━━━ Dataset extract ━━━

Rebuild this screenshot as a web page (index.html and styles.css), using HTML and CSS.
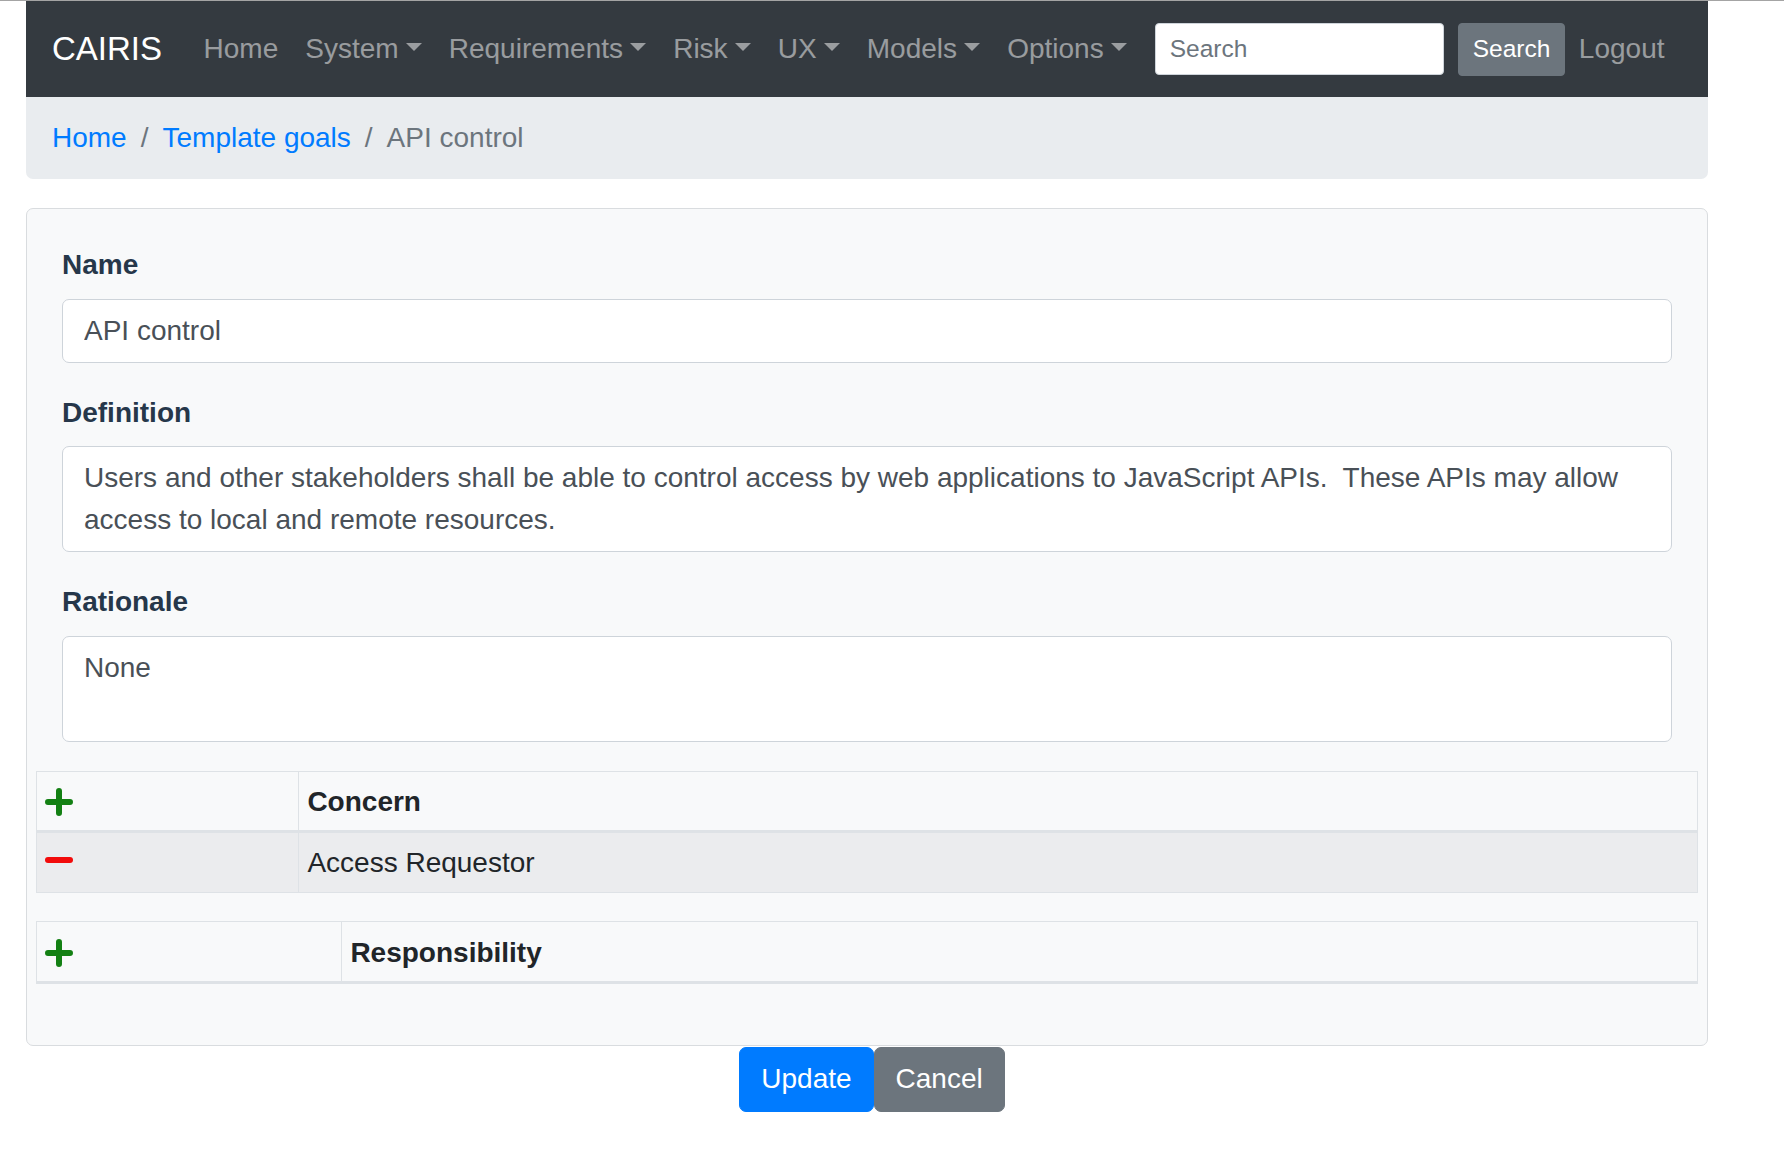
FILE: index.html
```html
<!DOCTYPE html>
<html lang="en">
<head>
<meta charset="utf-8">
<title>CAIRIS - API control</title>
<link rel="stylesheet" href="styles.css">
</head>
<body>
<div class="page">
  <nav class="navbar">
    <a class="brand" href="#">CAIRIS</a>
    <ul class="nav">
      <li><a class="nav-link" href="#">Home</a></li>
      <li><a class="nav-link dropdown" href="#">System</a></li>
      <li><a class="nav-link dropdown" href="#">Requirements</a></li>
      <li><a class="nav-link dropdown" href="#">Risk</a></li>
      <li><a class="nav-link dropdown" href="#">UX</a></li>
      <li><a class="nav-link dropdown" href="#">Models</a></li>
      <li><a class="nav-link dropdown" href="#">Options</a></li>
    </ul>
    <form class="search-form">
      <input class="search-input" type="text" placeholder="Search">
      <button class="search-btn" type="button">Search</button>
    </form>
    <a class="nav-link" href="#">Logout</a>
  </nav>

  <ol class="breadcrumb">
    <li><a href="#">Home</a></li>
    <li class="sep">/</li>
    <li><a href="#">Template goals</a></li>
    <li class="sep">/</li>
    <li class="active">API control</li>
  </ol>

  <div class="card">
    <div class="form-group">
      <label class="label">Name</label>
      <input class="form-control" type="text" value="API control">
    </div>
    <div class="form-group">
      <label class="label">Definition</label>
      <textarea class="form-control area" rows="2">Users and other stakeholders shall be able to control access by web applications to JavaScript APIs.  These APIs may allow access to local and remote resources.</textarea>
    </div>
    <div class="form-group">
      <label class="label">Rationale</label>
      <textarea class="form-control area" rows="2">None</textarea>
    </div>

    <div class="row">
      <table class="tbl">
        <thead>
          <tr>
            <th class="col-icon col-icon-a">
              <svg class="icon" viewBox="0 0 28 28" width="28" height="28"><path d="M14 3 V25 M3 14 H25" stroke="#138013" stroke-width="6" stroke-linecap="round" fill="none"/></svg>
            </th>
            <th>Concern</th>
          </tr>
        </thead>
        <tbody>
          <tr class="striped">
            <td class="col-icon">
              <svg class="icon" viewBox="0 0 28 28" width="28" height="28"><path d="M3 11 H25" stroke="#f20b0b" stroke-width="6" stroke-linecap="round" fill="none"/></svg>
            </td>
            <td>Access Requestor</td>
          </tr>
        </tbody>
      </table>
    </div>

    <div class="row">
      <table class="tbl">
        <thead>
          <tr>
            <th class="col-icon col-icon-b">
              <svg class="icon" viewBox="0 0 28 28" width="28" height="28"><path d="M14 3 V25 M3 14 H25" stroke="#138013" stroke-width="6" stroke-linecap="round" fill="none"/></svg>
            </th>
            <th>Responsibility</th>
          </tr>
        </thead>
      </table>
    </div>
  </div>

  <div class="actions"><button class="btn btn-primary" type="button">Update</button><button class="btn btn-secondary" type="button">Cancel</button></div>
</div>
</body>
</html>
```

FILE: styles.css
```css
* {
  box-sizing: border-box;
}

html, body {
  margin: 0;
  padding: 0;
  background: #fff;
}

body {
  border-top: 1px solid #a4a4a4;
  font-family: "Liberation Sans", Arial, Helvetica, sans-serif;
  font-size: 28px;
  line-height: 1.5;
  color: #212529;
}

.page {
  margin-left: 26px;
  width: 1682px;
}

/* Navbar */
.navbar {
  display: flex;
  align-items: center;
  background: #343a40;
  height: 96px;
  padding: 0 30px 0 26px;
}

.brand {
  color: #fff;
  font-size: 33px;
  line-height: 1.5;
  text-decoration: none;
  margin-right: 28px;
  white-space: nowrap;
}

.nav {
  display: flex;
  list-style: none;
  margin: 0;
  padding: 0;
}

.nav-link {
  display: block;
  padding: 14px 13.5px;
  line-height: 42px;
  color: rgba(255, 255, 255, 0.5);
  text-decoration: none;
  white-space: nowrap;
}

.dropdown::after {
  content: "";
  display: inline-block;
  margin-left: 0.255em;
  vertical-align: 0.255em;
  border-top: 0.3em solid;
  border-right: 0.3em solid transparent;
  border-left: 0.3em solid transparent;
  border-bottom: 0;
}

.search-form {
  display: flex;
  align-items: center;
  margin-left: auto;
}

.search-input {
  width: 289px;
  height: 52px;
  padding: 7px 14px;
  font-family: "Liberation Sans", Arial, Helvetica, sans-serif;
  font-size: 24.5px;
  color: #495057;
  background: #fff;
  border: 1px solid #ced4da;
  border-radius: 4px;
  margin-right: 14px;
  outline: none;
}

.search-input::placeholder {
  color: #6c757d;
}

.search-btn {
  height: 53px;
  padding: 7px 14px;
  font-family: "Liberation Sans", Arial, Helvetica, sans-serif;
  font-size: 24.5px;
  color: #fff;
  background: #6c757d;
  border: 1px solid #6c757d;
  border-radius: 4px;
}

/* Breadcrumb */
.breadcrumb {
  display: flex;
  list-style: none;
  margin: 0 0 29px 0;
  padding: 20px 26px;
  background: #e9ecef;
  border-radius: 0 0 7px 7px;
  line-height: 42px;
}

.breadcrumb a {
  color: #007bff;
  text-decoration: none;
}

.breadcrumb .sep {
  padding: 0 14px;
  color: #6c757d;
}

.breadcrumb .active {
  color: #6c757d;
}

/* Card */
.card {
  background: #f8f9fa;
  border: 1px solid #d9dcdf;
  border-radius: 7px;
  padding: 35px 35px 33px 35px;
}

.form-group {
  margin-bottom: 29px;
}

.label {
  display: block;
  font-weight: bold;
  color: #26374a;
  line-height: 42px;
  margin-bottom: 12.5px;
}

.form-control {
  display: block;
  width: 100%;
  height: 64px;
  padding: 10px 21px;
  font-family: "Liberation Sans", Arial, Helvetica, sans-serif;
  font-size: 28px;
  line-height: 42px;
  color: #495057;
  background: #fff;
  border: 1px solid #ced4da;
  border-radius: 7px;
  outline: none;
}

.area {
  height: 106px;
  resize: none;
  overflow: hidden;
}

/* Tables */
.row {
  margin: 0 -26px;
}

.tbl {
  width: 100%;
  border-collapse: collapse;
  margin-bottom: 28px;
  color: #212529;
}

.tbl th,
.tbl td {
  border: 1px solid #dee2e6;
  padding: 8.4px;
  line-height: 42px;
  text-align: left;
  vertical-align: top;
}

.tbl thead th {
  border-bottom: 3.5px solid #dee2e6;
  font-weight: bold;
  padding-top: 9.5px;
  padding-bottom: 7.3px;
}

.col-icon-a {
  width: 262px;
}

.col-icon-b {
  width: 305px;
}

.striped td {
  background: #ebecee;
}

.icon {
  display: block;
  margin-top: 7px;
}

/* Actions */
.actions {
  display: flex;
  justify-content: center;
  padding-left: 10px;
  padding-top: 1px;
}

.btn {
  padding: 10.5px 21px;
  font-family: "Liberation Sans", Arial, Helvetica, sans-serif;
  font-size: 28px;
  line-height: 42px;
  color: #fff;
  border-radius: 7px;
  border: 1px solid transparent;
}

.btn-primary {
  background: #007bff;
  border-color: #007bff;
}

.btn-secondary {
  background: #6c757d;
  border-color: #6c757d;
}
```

━━━

**Problem details**
Where a line above includes "styles", copy that line.

**Output of the task**
Rebuild this screenshot as a web page (index.html and styles.css), using HTML and CSS.
<link rel="stylesheet" href="styles.css">
FILE: styles.css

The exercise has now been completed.